A follow-up to the original Pebble watch, Pebble Time incorporates a colour e-paper display more akin to an e-book reader than the LCD or OLED screens typically found on smartphones. The company says this will allow the watch to deliver up to seven days of battery life – outpacing its nearest competitors by days.
The watch is designed to be water-resistant, customisable, and to work with thousands of existing apps created for the original Pebble. It will also include a new interface that organises app features by time.
Unlike other recently announced smartwatches such as the Apple Watch, the Pebble Time eschews a touchscreen and instead features three minimal buttons next to the face. The device will also include a microphone for dictation and a built-in accelerometer for measuring fitness and exercise.

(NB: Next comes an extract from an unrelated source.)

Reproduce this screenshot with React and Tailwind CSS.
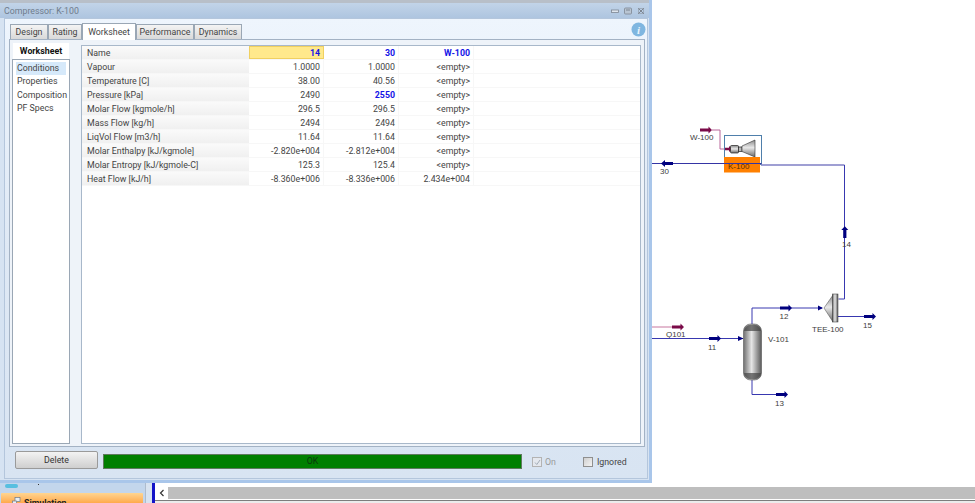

The crowdfunding campaign went live this afternoon and reached its $500,000 (£320,000) funding goal in 17 minutes, doubling to $1 million (£650,000) in 30 minutes and $2 million (£1.3 million) by the end of its first hour – with 31 days still to go. The Veronica Mars Movie Project previously held the record for reaching $1 million in funding the fastest at five hours.
According to the team at Pebble, the Pebble Time is – first and foremost – a watch.
"At its heart, Pebble Time is an awesome watch," the company said in a statement on its Kickstarter page. "The new colour e-paper display is easy to read and always-on. Compared with display technology like LCD or OLED, power consumption is minimised, enabling Pebble Time to achieve an industry-leading battery life of up to seven days."
Pebble also plans to publish 3D data so anyone can create their own straps, covers and docks for the device. The smartwatch will be compatible with both Android and iOS smartphones, making it an unusual entrant to the market as most devices are locked in to one operating system.
The company first made waves on Kickstarter with its original smartwatch, which broke records at the time as the most-funded project on the website.
It was among the earliest of the high-profile smartwatches, but has since been joined by tech giant Apple and companies using Google's Android Wear operating system for watches.
"We have so much gratitude for our community and the support they've given us, from the first Pebble Kickstarter campaign to today," said Pebble CEO Eric Migicovsky.
At time of publishing, funding had surpassed $4.3 million (£2.8 million).